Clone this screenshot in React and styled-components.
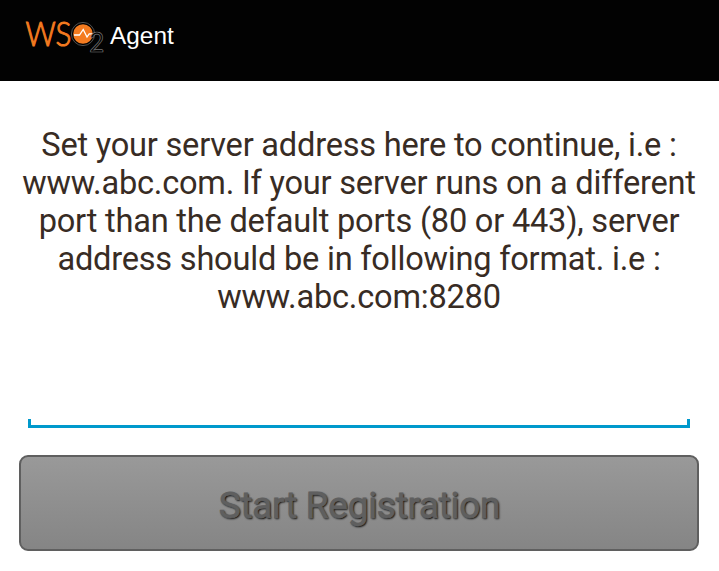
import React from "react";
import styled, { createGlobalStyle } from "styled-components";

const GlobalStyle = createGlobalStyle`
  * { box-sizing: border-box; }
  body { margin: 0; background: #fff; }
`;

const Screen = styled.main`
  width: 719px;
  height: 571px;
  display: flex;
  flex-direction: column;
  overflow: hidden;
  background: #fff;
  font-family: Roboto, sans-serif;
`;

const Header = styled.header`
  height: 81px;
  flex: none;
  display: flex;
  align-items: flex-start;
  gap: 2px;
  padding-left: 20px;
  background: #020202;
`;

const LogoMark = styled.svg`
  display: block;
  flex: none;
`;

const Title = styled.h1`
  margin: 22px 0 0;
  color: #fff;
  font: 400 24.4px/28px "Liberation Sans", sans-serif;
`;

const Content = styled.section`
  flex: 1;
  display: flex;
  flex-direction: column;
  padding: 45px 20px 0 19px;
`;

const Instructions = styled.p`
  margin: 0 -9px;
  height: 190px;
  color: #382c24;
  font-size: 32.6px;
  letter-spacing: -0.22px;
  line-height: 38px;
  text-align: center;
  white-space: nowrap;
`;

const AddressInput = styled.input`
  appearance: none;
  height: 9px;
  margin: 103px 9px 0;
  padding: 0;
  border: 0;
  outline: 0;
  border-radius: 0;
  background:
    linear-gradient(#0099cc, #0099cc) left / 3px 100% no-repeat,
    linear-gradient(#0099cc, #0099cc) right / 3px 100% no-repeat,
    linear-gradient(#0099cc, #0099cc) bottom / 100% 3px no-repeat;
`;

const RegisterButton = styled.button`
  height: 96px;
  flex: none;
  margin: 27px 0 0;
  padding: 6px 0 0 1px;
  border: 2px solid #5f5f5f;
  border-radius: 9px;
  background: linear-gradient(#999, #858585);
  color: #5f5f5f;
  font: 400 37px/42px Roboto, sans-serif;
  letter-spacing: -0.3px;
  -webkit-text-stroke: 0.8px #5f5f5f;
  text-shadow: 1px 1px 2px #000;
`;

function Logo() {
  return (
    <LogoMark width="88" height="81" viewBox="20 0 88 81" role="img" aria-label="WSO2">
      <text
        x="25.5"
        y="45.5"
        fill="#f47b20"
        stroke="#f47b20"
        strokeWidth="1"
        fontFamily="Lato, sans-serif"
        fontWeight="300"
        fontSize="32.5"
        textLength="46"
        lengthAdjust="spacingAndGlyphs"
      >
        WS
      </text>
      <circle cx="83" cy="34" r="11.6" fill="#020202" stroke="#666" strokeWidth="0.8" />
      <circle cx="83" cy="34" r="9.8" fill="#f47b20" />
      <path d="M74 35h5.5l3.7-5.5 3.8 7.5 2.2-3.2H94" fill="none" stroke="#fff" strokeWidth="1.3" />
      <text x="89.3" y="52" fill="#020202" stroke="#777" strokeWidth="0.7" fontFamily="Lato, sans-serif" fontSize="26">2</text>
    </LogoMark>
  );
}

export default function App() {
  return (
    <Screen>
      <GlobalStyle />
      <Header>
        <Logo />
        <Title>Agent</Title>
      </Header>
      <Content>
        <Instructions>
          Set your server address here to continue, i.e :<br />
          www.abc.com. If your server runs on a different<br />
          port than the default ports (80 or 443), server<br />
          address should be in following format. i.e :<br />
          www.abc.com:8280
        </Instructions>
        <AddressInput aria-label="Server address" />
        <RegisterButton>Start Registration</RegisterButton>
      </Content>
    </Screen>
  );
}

..........

Across the material above, count every line holding "styled" and write down only the number.

10